# [Task to complete]
Find the lines below that contain the string "with". Copy each one.

# [Records to use]
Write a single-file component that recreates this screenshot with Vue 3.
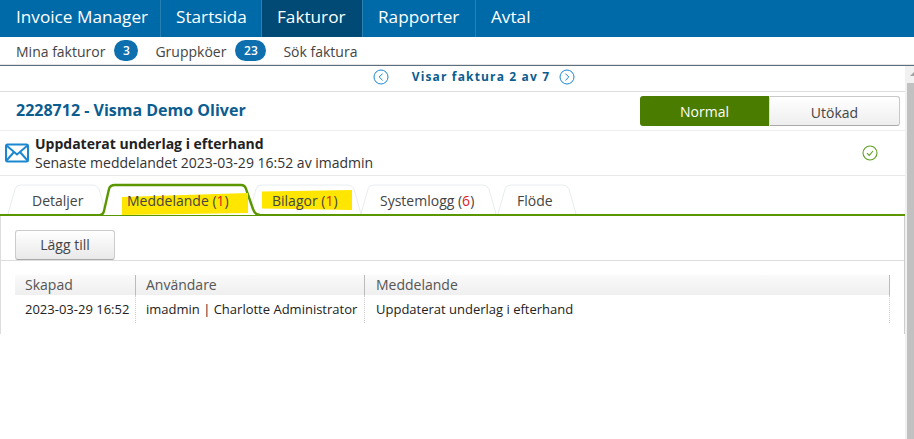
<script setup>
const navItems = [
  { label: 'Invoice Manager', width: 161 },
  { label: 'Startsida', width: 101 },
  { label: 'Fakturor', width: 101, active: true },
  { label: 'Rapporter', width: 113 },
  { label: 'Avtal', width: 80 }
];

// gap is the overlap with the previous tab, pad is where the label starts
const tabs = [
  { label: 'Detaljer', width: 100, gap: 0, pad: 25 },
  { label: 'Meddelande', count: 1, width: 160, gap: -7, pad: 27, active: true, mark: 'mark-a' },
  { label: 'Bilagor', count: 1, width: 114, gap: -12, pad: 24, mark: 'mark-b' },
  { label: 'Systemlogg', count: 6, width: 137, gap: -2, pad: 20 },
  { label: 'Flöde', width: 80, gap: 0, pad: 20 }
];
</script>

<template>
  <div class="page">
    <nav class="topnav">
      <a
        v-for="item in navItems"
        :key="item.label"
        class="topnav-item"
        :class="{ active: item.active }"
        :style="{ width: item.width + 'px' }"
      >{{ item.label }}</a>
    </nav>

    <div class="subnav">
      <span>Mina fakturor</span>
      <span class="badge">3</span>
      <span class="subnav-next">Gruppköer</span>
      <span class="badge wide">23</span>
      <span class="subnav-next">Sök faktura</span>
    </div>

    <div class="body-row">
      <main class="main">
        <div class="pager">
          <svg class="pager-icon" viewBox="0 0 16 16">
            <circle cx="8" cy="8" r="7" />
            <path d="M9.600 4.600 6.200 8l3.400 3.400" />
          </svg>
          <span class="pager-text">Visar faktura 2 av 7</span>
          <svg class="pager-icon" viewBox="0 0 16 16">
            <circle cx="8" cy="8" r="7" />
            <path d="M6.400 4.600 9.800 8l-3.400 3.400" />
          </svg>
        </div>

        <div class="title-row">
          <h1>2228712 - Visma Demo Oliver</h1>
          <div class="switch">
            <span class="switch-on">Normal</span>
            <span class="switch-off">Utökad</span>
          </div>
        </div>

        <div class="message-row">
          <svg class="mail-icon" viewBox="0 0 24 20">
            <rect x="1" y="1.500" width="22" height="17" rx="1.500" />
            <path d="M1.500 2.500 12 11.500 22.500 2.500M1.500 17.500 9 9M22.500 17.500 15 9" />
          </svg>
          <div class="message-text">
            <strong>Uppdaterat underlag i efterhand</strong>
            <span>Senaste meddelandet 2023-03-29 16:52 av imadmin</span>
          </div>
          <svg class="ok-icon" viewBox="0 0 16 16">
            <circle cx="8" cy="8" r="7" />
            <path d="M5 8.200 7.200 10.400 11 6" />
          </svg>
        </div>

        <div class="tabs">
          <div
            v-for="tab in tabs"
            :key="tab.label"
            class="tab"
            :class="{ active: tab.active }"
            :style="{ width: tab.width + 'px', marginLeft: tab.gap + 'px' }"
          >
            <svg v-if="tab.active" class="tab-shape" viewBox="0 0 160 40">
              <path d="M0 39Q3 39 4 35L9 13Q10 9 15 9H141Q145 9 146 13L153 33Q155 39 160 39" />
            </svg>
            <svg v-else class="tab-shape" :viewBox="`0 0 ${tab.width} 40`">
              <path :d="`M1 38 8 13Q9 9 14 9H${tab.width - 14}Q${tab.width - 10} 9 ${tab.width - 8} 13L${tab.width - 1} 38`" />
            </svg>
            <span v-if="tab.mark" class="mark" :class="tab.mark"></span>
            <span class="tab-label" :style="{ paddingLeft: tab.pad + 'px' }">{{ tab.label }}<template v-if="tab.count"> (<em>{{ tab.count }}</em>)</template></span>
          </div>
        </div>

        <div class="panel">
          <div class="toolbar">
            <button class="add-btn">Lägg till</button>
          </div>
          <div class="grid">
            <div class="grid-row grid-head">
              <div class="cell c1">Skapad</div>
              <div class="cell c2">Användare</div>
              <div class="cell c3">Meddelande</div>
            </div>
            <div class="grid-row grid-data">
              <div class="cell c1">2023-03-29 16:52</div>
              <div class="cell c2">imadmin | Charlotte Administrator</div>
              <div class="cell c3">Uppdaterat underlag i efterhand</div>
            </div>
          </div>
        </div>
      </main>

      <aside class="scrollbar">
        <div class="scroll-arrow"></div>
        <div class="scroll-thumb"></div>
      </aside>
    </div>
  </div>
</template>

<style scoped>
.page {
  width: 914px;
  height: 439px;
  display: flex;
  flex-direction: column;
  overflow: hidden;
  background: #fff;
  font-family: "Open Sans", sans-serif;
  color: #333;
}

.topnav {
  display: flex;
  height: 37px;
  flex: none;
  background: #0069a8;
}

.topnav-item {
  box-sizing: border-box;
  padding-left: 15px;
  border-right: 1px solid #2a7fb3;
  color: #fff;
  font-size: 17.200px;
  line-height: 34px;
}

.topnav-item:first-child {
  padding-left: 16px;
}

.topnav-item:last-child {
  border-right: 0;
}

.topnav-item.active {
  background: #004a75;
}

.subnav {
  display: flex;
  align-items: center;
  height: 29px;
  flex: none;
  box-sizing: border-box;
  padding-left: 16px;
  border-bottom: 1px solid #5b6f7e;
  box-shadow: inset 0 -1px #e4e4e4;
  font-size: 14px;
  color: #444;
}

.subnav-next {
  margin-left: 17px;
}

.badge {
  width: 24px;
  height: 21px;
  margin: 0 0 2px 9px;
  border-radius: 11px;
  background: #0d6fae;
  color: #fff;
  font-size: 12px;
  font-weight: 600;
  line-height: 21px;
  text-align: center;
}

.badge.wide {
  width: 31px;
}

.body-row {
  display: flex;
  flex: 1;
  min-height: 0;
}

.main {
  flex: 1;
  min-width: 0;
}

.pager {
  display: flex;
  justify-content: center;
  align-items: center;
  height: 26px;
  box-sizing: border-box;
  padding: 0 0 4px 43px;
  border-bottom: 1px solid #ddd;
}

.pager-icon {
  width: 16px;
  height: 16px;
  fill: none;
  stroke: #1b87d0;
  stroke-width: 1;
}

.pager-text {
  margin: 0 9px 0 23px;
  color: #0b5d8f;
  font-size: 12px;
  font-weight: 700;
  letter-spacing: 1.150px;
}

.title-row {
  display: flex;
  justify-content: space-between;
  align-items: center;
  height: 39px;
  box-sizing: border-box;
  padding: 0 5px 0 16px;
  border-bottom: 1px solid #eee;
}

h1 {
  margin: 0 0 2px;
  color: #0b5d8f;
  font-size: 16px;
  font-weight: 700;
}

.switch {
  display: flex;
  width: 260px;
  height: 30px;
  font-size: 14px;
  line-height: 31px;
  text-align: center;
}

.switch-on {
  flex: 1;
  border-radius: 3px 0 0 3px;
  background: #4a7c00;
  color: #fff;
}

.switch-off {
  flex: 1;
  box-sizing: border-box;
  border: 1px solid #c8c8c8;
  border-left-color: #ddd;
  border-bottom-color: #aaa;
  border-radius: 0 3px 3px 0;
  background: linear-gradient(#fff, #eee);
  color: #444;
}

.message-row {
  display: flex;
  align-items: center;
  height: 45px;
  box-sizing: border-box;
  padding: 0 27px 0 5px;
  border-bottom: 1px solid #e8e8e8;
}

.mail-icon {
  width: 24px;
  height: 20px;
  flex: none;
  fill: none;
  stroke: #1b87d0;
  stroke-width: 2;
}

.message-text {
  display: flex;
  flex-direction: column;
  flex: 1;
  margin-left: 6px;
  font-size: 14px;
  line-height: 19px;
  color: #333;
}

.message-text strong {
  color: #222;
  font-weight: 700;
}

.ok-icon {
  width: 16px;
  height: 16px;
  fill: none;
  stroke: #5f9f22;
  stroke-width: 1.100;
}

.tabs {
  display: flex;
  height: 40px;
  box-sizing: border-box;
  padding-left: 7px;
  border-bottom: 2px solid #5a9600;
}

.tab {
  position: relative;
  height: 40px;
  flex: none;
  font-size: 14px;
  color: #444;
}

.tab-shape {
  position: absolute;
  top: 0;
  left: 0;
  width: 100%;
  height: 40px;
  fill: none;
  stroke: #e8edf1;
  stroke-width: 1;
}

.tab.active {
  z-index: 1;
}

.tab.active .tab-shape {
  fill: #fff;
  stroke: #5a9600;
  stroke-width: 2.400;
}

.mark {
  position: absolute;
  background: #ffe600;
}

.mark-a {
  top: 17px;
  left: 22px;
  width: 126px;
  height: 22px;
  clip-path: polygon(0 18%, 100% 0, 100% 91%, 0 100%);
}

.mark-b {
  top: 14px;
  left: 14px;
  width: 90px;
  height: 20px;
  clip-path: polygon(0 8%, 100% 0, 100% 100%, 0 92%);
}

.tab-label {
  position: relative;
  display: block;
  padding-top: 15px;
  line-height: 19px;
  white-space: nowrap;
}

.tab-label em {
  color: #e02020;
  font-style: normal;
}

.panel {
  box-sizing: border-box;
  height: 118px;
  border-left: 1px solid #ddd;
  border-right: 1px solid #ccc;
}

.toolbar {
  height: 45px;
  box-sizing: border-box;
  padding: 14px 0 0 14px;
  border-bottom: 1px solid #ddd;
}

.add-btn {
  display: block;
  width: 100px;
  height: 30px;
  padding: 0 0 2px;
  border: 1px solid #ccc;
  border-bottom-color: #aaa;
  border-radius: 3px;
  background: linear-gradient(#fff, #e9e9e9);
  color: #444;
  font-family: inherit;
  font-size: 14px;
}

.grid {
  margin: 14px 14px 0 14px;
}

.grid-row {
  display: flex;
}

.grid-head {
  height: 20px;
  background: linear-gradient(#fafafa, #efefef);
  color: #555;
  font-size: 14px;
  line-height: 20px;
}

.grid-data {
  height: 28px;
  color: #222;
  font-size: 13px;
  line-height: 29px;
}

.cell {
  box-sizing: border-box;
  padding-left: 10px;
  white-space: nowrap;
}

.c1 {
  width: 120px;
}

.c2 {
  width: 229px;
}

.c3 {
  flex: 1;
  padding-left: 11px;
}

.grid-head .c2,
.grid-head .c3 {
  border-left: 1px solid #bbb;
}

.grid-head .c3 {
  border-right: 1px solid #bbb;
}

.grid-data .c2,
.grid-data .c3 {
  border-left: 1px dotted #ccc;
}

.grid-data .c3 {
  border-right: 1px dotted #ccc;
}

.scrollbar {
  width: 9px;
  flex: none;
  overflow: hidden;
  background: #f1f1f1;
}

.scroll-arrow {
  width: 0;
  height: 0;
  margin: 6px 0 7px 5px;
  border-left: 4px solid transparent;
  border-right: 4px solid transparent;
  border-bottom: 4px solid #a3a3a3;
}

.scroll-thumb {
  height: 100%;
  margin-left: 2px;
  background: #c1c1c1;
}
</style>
* * *
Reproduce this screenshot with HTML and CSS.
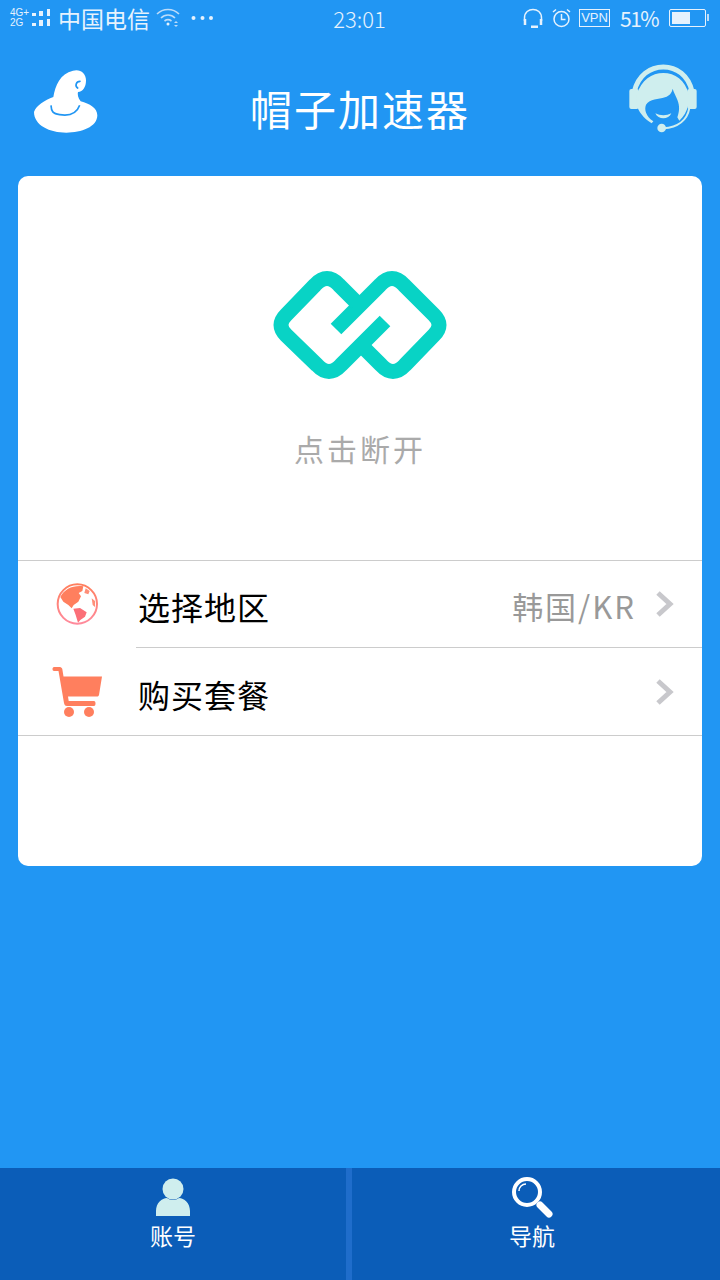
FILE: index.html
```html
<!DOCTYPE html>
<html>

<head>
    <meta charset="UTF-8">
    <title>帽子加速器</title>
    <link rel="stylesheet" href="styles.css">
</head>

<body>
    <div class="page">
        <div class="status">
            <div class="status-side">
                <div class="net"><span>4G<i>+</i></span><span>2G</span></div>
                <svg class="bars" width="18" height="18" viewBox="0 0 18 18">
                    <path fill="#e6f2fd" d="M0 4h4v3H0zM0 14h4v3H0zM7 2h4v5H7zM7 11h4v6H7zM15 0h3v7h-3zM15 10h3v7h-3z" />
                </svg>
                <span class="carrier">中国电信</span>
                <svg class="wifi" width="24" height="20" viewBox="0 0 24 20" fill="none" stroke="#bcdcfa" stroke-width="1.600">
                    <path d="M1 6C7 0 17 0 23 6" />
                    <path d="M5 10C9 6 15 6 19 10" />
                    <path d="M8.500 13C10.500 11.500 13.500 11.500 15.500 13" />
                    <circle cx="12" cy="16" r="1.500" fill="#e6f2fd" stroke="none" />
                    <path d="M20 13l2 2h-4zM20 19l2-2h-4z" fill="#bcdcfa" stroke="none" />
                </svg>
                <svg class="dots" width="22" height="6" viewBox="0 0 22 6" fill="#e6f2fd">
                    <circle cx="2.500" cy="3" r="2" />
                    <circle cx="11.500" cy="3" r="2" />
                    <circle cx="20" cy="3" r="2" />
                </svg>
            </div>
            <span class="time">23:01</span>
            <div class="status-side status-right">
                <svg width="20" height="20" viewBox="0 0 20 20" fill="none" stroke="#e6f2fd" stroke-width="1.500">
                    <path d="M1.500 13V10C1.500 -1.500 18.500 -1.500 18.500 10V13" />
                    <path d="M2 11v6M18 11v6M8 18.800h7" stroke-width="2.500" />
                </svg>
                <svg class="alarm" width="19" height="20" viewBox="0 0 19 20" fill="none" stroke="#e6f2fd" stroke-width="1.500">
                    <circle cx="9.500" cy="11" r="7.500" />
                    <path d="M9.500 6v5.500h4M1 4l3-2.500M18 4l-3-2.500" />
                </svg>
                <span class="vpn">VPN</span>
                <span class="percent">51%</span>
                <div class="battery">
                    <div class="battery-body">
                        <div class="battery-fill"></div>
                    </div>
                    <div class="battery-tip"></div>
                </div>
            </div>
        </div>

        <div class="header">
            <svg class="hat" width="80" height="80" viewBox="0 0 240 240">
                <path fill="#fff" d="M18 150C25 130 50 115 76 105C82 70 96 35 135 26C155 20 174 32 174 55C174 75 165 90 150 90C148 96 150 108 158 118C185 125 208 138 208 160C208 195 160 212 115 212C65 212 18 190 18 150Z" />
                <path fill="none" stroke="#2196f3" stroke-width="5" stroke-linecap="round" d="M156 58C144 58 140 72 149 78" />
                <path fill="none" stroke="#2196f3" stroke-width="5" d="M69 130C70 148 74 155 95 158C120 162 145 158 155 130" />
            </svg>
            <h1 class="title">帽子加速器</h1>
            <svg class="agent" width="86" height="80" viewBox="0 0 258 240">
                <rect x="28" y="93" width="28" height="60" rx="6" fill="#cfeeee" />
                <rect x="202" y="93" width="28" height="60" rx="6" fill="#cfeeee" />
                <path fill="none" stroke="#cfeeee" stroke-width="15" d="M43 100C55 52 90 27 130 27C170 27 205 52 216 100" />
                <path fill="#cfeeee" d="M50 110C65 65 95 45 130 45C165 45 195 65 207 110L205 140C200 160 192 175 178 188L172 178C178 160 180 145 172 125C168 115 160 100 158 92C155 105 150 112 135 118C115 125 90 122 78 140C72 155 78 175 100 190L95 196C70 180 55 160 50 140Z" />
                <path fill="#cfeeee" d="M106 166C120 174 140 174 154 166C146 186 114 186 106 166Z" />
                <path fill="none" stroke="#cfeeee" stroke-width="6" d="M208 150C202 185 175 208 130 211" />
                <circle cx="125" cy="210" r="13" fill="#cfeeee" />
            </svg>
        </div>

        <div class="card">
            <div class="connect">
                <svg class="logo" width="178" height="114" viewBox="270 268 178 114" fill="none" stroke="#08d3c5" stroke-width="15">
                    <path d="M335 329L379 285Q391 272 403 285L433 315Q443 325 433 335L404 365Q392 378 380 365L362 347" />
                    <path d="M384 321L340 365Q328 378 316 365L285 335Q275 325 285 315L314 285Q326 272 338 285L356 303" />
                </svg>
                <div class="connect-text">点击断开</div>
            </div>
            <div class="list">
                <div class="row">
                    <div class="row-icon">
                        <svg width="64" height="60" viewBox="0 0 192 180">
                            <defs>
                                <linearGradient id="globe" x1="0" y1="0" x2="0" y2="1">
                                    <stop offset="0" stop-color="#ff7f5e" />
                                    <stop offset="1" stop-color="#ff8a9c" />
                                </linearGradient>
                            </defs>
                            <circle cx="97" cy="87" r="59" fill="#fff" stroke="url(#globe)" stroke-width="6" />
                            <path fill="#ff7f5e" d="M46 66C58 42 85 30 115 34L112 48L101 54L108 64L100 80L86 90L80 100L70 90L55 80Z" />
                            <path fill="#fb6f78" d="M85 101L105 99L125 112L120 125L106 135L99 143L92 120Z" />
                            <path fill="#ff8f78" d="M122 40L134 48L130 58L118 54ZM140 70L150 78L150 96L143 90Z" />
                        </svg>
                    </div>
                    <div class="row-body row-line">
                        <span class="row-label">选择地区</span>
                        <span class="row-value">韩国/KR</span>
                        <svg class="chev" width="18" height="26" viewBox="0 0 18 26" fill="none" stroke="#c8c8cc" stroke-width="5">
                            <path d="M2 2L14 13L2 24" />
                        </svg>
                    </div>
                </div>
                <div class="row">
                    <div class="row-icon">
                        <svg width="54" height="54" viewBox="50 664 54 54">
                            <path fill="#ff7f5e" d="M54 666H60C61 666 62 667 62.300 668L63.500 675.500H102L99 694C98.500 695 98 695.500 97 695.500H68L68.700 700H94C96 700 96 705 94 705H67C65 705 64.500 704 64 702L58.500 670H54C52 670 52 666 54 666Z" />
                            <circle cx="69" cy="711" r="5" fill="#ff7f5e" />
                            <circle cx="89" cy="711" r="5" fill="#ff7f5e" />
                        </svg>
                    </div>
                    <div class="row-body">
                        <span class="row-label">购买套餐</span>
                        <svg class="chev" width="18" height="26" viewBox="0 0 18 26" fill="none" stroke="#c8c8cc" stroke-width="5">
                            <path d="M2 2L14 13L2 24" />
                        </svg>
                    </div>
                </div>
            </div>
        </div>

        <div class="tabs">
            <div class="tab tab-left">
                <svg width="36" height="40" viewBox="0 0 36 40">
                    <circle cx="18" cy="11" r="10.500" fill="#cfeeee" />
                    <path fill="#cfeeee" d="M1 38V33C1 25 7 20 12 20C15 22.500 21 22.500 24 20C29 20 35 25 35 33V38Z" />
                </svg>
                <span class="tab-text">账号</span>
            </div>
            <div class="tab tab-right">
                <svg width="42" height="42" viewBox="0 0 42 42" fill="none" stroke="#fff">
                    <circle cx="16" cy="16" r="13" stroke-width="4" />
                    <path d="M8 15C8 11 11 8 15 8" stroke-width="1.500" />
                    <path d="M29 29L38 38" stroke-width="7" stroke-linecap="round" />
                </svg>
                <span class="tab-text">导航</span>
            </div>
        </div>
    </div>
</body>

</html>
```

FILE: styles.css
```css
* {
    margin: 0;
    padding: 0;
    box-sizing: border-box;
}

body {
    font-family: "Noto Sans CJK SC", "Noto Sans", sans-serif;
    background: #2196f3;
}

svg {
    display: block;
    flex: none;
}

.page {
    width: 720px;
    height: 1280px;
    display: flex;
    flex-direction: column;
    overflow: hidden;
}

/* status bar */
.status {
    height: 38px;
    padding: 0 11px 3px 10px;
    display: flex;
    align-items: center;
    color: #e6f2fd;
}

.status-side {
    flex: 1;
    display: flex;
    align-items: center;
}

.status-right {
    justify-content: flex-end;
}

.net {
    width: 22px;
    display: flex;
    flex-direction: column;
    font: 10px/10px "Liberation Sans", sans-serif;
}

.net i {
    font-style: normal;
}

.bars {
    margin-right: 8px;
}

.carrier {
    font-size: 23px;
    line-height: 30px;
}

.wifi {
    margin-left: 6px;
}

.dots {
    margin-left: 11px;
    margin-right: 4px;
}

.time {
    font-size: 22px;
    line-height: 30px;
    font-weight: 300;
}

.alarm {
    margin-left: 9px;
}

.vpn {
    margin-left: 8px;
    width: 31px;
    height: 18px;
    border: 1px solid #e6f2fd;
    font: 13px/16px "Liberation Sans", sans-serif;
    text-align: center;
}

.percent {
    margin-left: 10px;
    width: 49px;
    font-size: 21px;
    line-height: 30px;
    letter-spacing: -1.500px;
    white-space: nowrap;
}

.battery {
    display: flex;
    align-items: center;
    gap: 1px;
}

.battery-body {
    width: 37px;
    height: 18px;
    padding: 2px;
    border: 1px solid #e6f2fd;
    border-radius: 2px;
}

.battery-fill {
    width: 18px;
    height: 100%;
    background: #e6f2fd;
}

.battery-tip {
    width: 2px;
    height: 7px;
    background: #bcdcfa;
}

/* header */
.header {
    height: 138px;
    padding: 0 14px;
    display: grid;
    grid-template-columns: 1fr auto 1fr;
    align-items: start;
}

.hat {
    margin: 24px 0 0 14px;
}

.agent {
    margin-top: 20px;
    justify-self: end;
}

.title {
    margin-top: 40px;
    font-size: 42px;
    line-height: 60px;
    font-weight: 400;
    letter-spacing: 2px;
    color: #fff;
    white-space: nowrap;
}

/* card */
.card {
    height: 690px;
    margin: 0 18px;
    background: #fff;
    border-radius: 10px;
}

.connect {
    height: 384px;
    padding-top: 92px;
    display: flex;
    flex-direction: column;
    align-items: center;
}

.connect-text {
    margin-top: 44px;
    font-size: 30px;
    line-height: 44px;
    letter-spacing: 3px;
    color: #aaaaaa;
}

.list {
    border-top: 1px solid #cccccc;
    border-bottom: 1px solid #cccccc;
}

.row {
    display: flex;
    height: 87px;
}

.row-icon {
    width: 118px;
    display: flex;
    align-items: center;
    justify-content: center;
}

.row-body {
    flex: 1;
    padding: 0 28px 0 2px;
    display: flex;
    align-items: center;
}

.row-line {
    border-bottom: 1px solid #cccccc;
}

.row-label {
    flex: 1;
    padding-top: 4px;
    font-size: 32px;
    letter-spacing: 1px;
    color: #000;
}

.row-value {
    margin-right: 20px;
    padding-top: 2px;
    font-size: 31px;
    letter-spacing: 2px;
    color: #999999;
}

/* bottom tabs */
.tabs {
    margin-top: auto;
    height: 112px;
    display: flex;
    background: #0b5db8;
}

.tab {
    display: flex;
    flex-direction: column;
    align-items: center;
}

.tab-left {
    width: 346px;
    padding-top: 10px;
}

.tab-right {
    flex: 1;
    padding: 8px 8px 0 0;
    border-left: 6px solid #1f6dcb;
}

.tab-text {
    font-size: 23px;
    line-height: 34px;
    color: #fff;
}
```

# [Complete output]
Write a single-file component that recreates this screenshot with Vue 3.
// gap is the overlap with the previous tab, pad is where the label starts
Reproduce this screenshot with HTML and CSS.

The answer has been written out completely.